PROVIDED MATERIAL
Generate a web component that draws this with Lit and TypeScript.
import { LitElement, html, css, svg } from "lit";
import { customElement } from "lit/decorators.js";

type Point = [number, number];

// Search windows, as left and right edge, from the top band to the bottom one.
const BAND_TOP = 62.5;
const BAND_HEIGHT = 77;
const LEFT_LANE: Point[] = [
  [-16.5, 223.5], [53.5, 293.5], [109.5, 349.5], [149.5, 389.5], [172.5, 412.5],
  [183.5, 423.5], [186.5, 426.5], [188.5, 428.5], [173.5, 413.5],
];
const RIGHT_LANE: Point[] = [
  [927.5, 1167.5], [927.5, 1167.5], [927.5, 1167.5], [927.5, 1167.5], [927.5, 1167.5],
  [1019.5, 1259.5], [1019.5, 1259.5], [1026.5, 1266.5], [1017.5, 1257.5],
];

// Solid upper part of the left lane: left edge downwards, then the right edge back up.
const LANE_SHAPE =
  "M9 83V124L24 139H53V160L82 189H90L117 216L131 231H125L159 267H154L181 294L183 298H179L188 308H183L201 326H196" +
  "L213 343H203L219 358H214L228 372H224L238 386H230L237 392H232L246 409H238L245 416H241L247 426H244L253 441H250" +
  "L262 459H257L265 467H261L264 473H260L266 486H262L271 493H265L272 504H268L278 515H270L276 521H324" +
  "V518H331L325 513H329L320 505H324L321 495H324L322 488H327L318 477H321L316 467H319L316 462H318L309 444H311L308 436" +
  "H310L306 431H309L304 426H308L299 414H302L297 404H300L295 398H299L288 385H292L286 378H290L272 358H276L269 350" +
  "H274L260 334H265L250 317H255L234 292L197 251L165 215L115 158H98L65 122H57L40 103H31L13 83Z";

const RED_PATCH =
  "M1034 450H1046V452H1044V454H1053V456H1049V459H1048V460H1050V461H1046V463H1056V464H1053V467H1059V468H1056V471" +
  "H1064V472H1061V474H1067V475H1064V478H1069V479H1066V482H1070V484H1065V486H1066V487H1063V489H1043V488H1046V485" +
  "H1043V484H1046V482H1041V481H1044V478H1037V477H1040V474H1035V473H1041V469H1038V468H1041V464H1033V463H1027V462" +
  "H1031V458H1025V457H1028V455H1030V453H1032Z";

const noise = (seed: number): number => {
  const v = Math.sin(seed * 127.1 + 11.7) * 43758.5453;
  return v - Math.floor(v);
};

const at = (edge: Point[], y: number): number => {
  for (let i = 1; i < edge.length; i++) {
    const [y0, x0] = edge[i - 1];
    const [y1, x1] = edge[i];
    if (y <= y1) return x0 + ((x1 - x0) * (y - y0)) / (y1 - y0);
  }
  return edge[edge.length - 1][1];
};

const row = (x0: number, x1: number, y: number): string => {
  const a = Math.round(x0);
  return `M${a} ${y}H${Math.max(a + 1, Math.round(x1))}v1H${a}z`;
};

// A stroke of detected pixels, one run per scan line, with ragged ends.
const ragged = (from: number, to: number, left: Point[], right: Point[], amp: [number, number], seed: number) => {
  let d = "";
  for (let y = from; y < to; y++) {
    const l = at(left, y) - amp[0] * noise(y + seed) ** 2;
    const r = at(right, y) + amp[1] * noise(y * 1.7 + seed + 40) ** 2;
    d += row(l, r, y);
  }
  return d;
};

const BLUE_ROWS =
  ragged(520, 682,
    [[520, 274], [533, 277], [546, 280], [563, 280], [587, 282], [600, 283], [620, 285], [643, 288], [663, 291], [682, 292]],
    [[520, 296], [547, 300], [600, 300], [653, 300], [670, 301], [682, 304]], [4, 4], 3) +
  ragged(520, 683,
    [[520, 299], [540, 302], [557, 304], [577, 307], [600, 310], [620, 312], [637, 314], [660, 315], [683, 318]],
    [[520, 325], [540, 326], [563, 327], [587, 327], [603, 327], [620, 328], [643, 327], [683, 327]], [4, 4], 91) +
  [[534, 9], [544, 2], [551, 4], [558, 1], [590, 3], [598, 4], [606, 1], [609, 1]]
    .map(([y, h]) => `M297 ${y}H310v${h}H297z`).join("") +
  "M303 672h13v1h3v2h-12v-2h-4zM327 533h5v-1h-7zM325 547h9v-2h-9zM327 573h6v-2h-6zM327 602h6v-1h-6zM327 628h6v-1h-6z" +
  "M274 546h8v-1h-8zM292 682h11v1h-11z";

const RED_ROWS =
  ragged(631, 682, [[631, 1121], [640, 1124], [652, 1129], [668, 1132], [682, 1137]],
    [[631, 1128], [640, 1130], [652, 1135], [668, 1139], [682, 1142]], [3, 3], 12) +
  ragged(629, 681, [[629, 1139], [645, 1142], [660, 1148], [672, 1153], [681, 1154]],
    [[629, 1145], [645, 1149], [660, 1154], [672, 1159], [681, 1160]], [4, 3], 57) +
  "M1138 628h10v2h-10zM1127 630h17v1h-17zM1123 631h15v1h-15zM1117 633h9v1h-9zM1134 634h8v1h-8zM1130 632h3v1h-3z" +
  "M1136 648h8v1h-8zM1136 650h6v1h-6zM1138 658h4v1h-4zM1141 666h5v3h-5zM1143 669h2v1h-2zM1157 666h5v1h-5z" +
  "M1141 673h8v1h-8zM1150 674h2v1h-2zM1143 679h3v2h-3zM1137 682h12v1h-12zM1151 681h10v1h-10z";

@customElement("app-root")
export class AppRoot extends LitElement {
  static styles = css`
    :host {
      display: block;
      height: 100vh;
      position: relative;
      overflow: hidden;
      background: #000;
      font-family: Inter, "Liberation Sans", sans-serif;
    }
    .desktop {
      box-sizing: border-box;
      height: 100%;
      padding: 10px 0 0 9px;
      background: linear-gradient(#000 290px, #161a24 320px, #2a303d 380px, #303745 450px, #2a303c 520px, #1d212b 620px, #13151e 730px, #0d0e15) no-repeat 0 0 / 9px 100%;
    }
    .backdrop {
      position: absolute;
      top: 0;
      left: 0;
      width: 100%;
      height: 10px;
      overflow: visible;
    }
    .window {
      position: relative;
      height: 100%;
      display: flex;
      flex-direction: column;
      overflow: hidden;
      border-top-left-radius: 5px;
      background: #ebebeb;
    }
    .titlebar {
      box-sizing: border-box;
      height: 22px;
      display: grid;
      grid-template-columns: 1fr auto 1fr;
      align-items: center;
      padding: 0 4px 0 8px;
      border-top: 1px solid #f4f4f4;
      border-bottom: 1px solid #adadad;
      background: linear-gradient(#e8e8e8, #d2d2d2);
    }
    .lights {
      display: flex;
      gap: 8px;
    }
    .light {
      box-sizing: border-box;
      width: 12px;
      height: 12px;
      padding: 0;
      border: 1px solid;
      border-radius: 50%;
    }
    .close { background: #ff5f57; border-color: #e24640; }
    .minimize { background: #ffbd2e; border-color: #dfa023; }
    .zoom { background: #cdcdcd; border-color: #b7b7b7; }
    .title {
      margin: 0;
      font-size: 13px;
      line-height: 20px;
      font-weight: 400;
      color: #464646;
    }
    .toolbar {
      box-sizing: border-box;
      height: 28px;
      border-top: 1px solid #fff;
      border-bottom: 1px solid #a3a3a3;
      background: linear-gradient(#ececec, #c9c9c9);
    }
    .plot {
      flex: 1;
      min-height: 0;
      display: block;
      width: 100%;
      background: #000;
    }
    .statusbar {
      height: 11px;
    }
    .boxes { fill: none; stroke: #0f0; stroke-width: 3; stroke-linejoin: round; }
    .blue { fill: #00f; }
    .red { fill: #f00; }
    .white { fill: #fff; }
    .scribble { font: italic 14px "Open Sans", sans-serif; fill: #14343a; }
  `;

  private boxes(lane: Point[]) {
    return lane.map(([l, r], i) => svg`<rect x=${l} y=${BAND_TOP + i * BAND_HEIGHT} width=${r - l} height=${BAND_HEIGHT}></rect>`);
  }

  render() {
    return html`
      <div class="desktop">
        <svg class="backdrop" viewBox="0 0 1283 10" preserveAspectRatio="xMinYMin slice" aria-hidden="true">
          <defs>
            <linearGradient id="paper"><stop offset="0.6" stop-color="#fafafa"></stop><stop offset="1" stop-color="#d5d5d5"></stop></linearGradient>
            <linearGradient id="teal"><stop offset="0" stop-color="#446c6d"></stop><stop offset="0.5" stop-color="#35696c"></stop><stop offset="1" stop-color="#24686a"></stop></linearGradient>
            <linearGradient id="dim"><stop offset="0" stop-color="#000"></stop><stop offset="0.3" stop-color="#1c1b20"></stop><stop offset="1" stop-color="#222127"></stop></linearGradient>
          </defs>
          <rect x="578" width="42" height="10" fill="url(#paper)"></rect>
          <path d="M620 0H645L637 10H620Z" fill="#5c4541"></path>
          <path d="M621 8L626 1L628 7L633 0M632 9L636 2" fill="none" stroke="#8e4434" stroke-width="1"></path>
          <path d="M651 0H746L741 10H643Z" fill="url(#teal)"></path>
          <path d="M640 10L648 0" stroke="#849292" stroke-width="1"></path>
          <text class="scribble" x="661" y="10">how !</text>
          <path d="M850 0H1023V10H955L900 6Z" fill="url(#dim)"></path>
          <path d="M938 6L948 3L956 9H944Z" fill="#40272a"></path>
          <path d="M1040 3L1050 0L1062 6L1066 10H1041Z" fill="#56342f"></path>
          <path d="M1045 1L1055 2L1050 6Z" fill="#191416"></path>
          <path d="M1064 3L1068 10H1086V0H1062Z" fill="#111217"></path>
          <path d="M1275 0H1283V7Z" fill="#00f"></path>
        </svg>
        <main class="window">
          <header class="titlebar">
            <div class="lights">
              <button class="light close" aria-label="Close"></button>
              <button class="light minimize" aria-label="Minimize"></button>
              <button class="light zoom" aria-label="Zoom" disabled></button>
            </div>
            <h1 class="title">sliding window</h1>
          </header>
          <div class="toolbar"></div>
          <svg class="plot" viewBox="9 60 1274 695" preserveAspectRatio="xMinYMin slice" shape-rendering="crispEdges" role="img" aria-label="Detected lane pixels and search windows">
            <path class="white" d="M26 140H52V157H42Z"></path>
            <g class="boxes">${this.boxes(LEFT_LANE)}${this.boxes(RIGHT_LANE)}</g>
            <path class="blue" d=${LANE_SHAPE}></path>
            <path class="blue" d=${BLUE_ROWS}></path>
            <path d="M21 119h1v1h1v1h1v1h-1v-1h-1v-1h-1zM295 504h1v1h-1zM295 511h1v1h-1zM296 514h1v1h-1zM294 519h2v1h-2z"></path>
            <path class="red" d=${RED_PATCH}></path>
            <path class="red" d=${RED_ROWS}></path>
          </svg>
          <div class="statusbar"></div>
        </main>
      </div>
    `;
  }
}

WRITTEN INSTRUCTION
Show, from the listing above, each line that contains the word "with".

WRITTEN REPLY
Generate a web component that draws this with Lit and TypeScript.
// A stroke of detected pixels, one run per scan line, with ragged ends.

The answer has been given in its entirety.